# Landesanglerverband Niedersachsen eV



## Ørret (15. April 2017)

Wer oder was ist eigentlich der Landesanglerverband Niedersachsen eV ? 
Auf deren Homepage steht nicht wirklich viel vor allem nichts aktuelles. U.a. steht da das sie Mitglied im DAV sind!? Beim BV werden sie auch als Mitglied gelistet!
Vielleicht kann mich ja mal einer aufklären;+


----------



## Thomas9904 (15. April 2017)

*AW: Landesanglerverband Niedersachsen eV*

Ex-DAV-Landesverband, die Wettangler aus NDS hatten sich da versammelt..
553 Mitglieder - also nicht mal ein großer Angelverein...

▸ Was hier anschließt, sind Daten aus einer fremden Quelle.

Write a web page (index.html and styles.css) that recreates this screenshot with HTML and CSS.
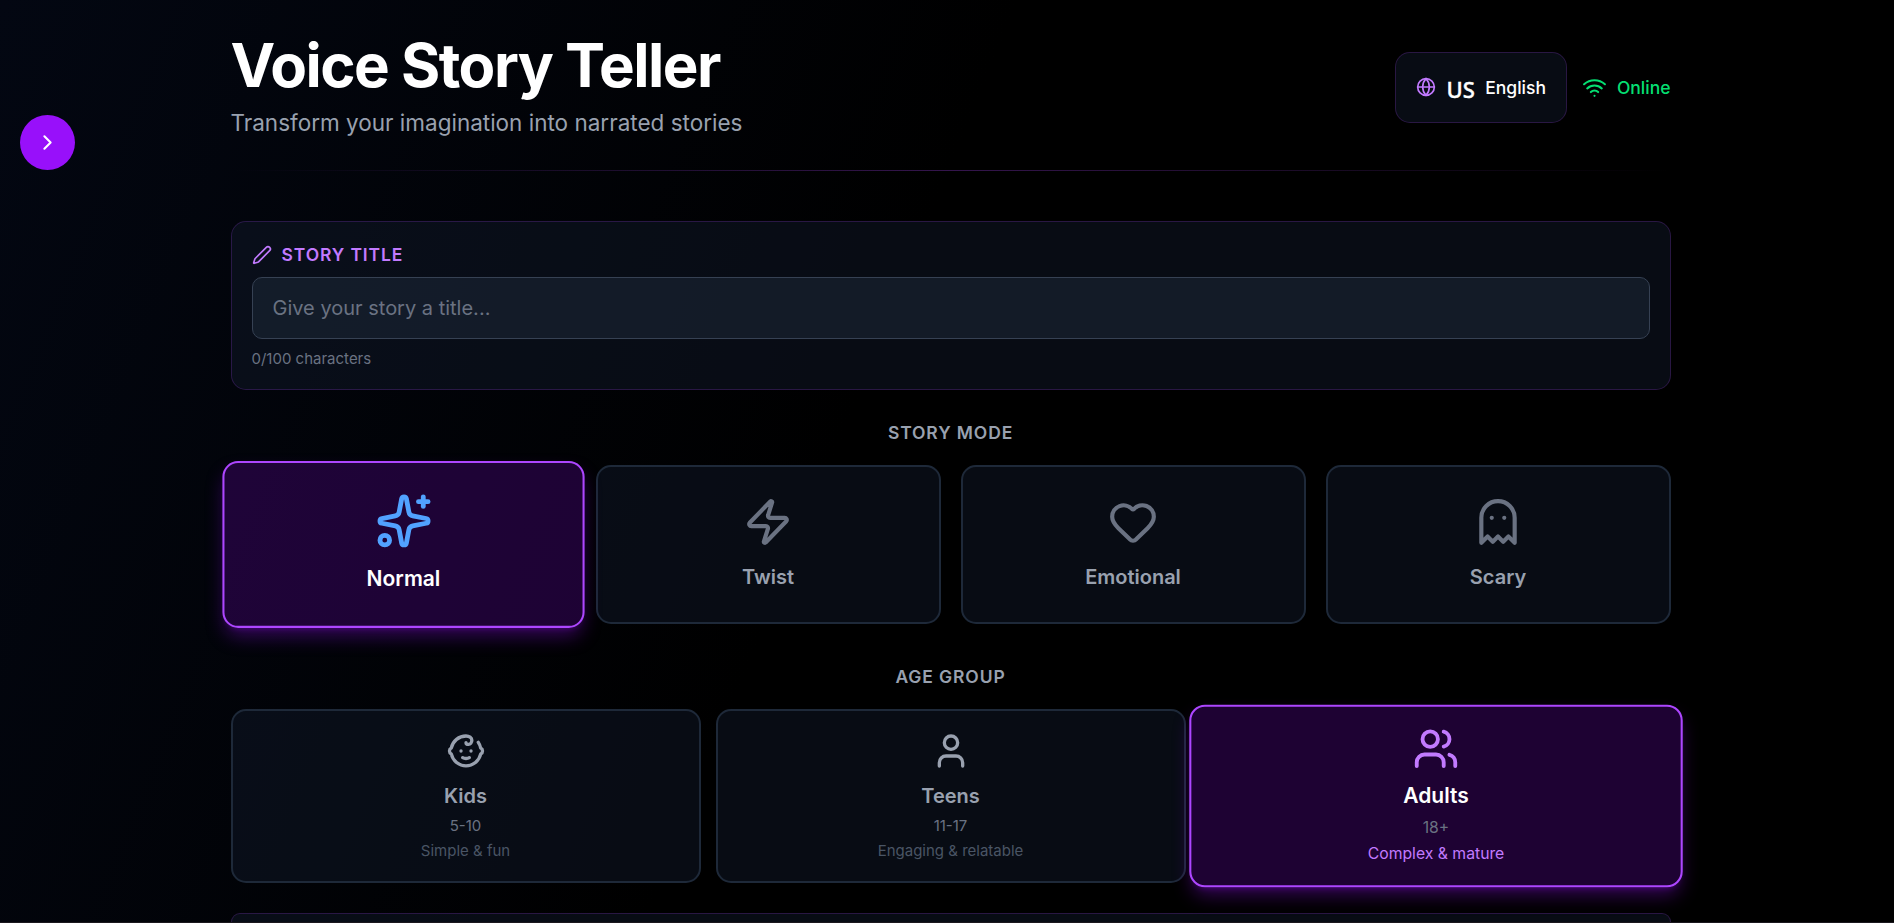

Bezahlt hat er allerdings bis zum 15.10. 2016 (Stichtag) nicht beim DAFV und somit kein Stimmrecht bei der HV 2017 (jetzt dann. 06.05.)


----------



## Ørret (15. April 2017)

*AW: Landesanglerverband Niedersachsen eV*

Das kam ja wie aus der Pistole geschossen#6
Danke


----------



## Thomas9904 (15. April 2017)

*AW: Landesanglerverband Niedersachsen eV*

ümmer görne.


----------



## Ørret (15. April 2017)

*AW: Landesanglerverband Niedersachsen eV*

Ich frage mich warum ausgerechnet die Mitglied im BV sein wollen/wollten ? Zahlen die nicht, weil sie sich die Mühe sparen wollen ordentlich zu kündigen um dann irgendwann automatisch rauszufliegen? Ich weiß das ist wohl ein eher unwichtiger Verband wie der DMV:q aber trotzdem interessiert mich das grade irgendwie!


----------



## Thomas9904 (15. April 2017)

*AW: Landesanglerverband Niedersachsen eV*

Die waren drin, weil am Anfang der DAFV noch die CIPS-Mitgliedschaften hatte, was sie brauchten, wenn sie bei WM etc. mitmachen wollen.
Warum sie immer noch drin sind?
Frag ich mich ja bei allen ;-)


----------